Read this list of words:
The list has a few more to add (scroll to the end for some more), but for this brief article, let’s focus on these four for the time being, since it illustrates the point.
We’re often asked by first time inventors ‘why shouldn’t I write my own patent?’, or ‘why should I pay for a patent attorney to write my patent?’. The value of a patent is all in the detail, and more particularly, the specific words used. Do not think solely about the ‘now’, consider five or ten years’ time, consider the ‘long game’. Imagine where you want to be, not where you are now. In five or ten years’ time, you want to have a multi-million pound, euro or dollar business, and one of the cornerstones of that business will be your Intellectual Property – the patents, trademarks, designs, copyright, technical know-how and so on. Imagine a buyer at that time considering purchasing your business, this is the opportunity to have the financial freedom that you have been working so hard towards. The buyer will ask her lawyers to dissect your intellectual property (amongst other things) to determine whether it is worth the value that you are demanding. This is where the importance of your word choice comes into play …
Let’s take ‘comprising’ and ‘consisting’. What’s the difference? Most dictionaries define these two words as being generally the same and therefore largely interchangeable. That is not the case in patent law. The word ‘comprising’ is considered an ‘open ended’ term; the word ‘consisting’ or ‘consists of’ is considered a ‘closed’ term.
‘Open ended’ means that your inventive apparatus, system or compound that you are claiming in your patent may have other features in addition to those essential features that are mentioned. ‘Closed’ excludes any element not mentioned in your claim.
A patent example
So, let’s go back to our buyer that is keen to purchase your successful business, for example, a safety razor business. Your patent claim requires: ‘A safety razor blade unit comprising a guard, a cap, and a group of first, second and third blades’. Therefore, because we are using ‘comprising’ which is ‘open-ended’, the razor may include other features, such as fourth and fifth blades, but must have at least the guard, cap and three blades as a minimum. Okay, this is reasonably broad, and as such ‘comprising’ would seem to be a good term to use.
What if your patent claim instead said: ‘A safety razor blade unit consisting of a guard, a cap, and a group of first, second and third blades’? Now, under patent law, that should typically be interpreted to mean that your safety razor blade unit only has the guard, cap and three blades, and no other features. So, if our buyer now decides to produce her own razor blade unit with an extra blade, making four blades in total, she’s circumvented your patent, and she no longer needs to buy your company. The deal’s off.

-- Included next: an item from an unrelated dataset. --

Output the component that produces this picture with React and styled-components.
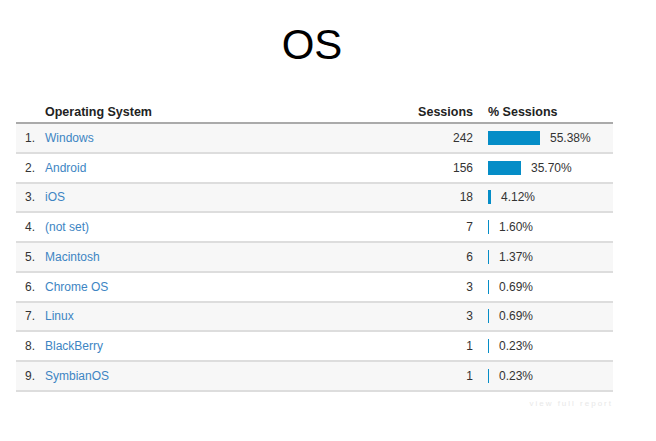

We should always use ‘comprising’, then, right? Again, it is not as black and white as that. When you file your patent application, it will go through a rigorous examination process at the national Intellectual property office. The Examiner will try and knock out your idea. They do not want to grant you a patent if it overlaps with inventions and ideas that have been tried before. Additionally, you cannot add new material to your patent application after filing it. Therefore, although using the term ‘comprising’ as an open ended term to cover more options, what happens when the Patent Office Examiner finds an earlier patent document suggesting most of your ideas, but perhaps not all? Will you be able to restrict your patent to a more specific group of features? This is potentially where being able to use the closed ended term ‘consisting of’ could come in useful. It may help get your patent through to grant in the first place.
And how about ‘including’ and ‘having’?
Well, ‘including’ is generally considered to be synonymous with ‘comprising’, along with ‘containing’ and ‘characterized by’.
‘Having’ is a little trickier. By and large in Europe and the UK, this word is generally considered to be the same as ‘comprising’ and therefore ‘open ended’. But in the US, where many of us will want patent protection due to it being the world’s largest market, the scope of the word ‘having’ and whether it is ‘open ended’ or ‘closed’ is determined based on the rest of your patent document, and in particular the description that precedes the claims.
And then there are: ‘consisting essentially of’, ‘composed of’, ‘adapted to’, ‘adapted for’, ‘wherein’, ‘whereby’ …
It is understanding these options, the intricacies of the language in view of the established law, that you are paying your patent attorney for. This will not only give you the best option for obtaining grant of your patent, but will also give you the best chance to build a solid foundation for a valuable company in the future.